Die Fledermaus in jackboots? Is it no longer possible for a piece referring to Germany or Austria to be staged in this country without them? If it is, someone forgot to tell Christopher Alden. Johann Strauss's operetta is a work that bubbles over with champagne-sluiced melody and humour. Alden shoehorns it into the 1930s and brings us the decline and fall of Vienna. I'd never imagined that Die Fledermaus could leave you feeling depressed.

This co-production with the Canadian Opera Company has already been seen, and slated, in Toronto. All the clichés pile in - psychoanalysis, the interpretation of dreams, black and white cinema, decadence, Dracula (well, he is a bat) and just when you think: "at least there are no Nazis..." ...oh dear. Yet there is little of the Viennese heart for which the music cries out; the lifeblood has been sucked out of it.

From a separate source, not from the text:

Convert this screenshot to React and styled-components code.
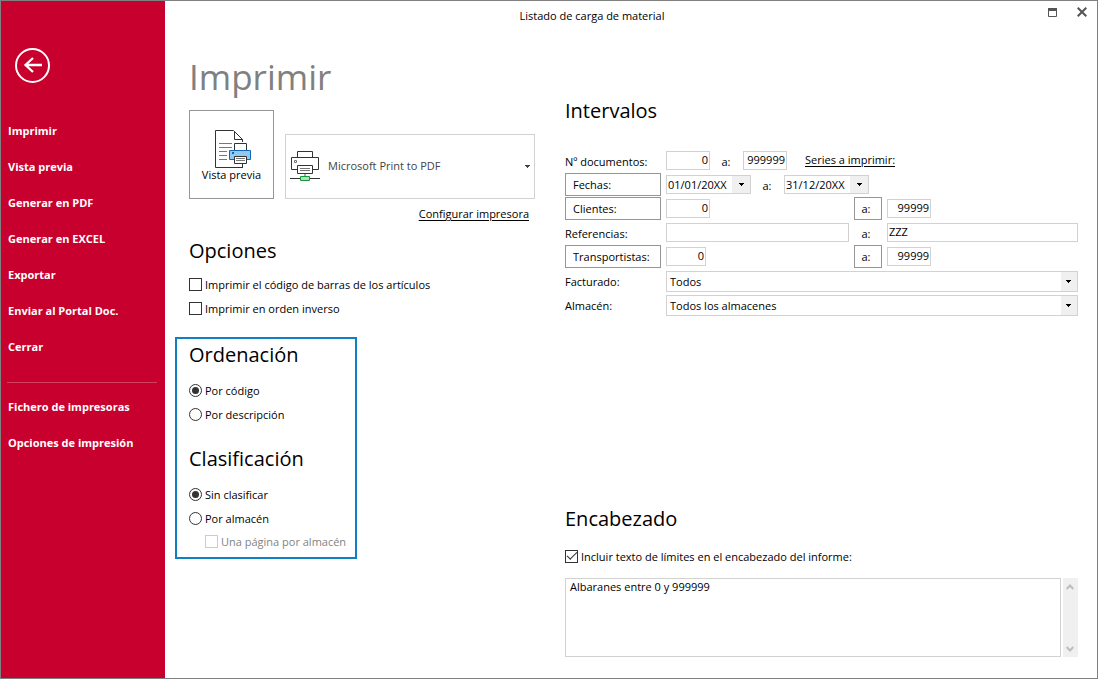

What fun remains comes from the translators - Daniel Dooner and Stephen Lawless, whose snarky text raised the evening's few smiles - and the costume designer, Constance Hoffman, who has produced deliciously detailed creations for the fancy-dress party.

Otherwise, how heavy-handed this lightest of confections has become. Messages about time running out virtually whack the audience on the head, along with the descent into what the jailer, Frosch – usually a comedy turn, but here a camp fascist prone to seizures – obsessively describes as "an entertaining little prison". And if tired cross-dressing jokes, men in silk undershorts and the presence of a bed on stage are meant to be sexy and sophisticated, that's a matter of opinion.

A really fine performance could have redeemed it. But the pace of the dialogue sagged, and while the conducting of Eun Sun Kim, making her ENO debut, was bright and efficient, Viennese style needs real "Schwung": malleable, dug-in waltz rhythms, flexible rubato and room to breathe, among other things. Some good singing from Jennifer Holloway as Prince Orlofsky – the character a crazed Russian oligarch, more 2013 than 1933 – and Edgaras Montvidas as Alfred, the tenor Rosalinde can’t resist. Tom Randle was a charismatic Eisenstein, when he had a chance. Everyone tried their best, notably Rhian Lois's Adele, Andrew Shore's Frank and Richard Burkhard's Dr Falke. Julia Sporsén - who dazzled in Julietta by Martinu last year – had to climb a revolving staircase while singing her Czardas. The chorus sounded uncharacteristically tentative. A batty evening, in the wrong way.